The lesser the qualifications, the greater the dependence on and loyalty to the chair and the deputy chair. The two built department that backs their every decision. As a result, the group, if not appeased, poses a threat to accreditation.
In 2003 I served on the departmental appointments committee. When I attempted to advertise at the American Marketing Association, I was treated to a defamatory performance appraisal that was placed in my permanent file. The deputy chair harassed me, threatening me while following me from my office to my classroom. I never again participated in the appointments process.
In 2006 then-SUNY trustee Candace de Russy and I met with CUNY’s chancellor, Matt Goldstein, to bring the abuses to his attention. Chancellor Goldstein said that he would address the matter, and three years later Dean Hopkins was hired. De Russy’s assistance in bringing the abuses to Chancellor Goldstein’s attention may have contributed to this decision.

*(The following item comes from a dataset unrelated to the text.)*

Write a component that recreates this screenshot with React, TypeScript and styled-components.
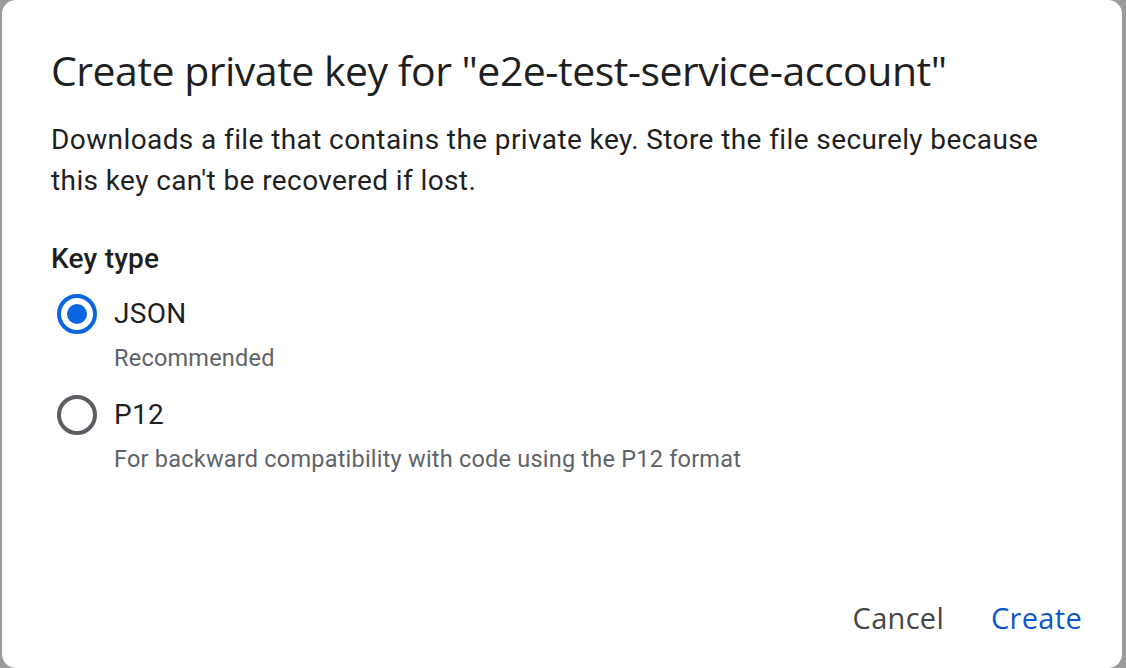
import React, { useState } from 'react'
import styled, { createGlobalStyle } from 'styled-components'

const GlobalStyle = createGlobalStyle`
  html, body {
    margin: 0;
    padding: 0;
    height: 100%;
    background: #9b9b9b;
    overflow: hidden;
  }
  * {
    box-sizing: border-box;
  }
`

const Backdrop = styled.div`
  display: flex;
  width: 1126px;
  height: 668px;
  padding-left: 2px;
`

const Dialog = styled.div`
  display: flex;
  flex-direction: column;
  width: 1120px;
  height: 668px;
  background: #ffffff;
  border-radius: 14px;
  padding: 42px 40px 0 49px;
`

const Title = styled.h1`
  margin: 0;
  font-family: 'Open Sans', sans-serif;
  font-weight: 400;
  font-size: 41px;
  line-height: 56px;
  color: #1f1f1f;
  letter-spacing: -0.5px;
`

const Body = styled.p`
  margin: 21px 0 0;
  font-family: Roboto, sans-serif;
  font-size: 28px;
  line-height: 41px;
  letter-spacing: 0.4px;
  color: #1f1f1f;
  max-width: 1010px;
`

const Label = styled.div`
  margin-top: 38px;
  font-family: Roboto, sans-serif;
  font-weight: 500;
  font-size: 28px;
  line-height: 40px;
  letter-spacing: 0.2px;
  color: #1f1f1f;
`

const Options = styled.div`
  display: flex;
  flex-direction: column;
  margin-top: 15px;
`

const Option = styled.label`
  display: grid;
  grid-template-columns: 40px 1fr;
  column-gap: 17px;
  align-items: center;
  margin-left: 6px;
  cursor: pointer;
`

const Circle = styled.span<{ checked: boolean }>`
  display: flex;
  align-items: center;
  justify-content: center;
  width: 40px;
  height: 40px;
  border-radius: 50%;
  border: 4px solid ${({ checked }) => (checked ? '#0b64e0' : '#5b5e62')};

  &::after {
    content: '';
    width: 20px;
    height: 20px;
    border-radius: 50%;
    background: ${({ checked }) => (checked ? '#0b64e0' : 'transparent')};
  }
`

const OptionName = styled.span`
  font-family: Roboto, sans-serif;
  font-size: 28px;
  line-height: 40px;
  letter-spacing: 0.3px;
  color: #1f1f1f;
`

const Hint = styled.span`
  grid-column: 2;
  margin: 6px 0 19px;
  font-family: Roboto, sans-serif;
  font-size: 23.5px;
  line-height: 36px;
  letter-spacing: 0.22px;
  color: #5f6368;
`

const Actions = styled.div`
  display: flex;
  justify-content: flex-end;
  align-items: center;
  gap: 47px;
  margin-top: auto;
  margin-bottom: 30px;
`

const Button = styled.button<{ primary?: boolean }>`
  border: none;
  background: none;
  padding: 0;
  font-family: 'Open Sans', sans-serif;
  font-weight: 500;
  font-size: 29px;
  line-height: 40px;
  letter-spacing: 0.3px;
  color: ${({ primary }) => (primary ? '#0b57d0' : '#444746')};
  cursor: pointer;
`

const keyTypes = [
  { id: 'json', name: 'JSON', hint: 'Recommended' },
  { id: 'p12', name: 'P12', hint: 'For backward compatibility with code using the P12 format' },
]

export default function App() {
  const [selected, setSelected] = useState('json')

  return (
    <>
      <GlobalStyle />
      <Backdrop>
        <Dialog>
          <Title>Create private key for "e2e-test-service-account"</Title>
          <Body>
            Downloads a file that contains the private key. Store the file securely because this
            key can't be recovered if lost.
          </Body>
          <Label>Key type</Label>
          <Options>
            {keyTypes.map((k) => (
              <Option key={k.id} onClick={() => setSelected(k.id)}>
                <Circle checked={selected === k.id} />
                <OptionName>{k.name}</OptionName>
                <Hint>{k.hint}</Hint>
              </Option>
            ))}
          </Options>
          <Actions>
            <Button>Cancel</Button>
            <Button primary>Create</Button>
          </Actions>
        </Dialog>
      </Backdrop>
    </>
  )
}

However, because the faculty union prevents reform, the dean has been forced to navigate the political machine rather than overcome it. A grant from a controversial foundation would have been fodder for the former chair and the deputy chair to leverage with their allies in Brooklyn College’s far-left liberal arts departments. That may be the reason for Dean Hopkins’s willingness to let the grant slip away.
In his recent Pope Center commentary, Professor Henry G. Manne attacked the idea that not-for-profit management in education is superior to for-profit management. The Brooklyn College School of Business illustrates Manne’s point that not-for-profit, public education is associated with insiders imposing costs on students, parents and taxpayers, benefiting themselves psychologically at public expense.
In light of the events I have described at Brooklyn College, can anyone proclaim that not-for-profit management is necessarily better than for-profit management?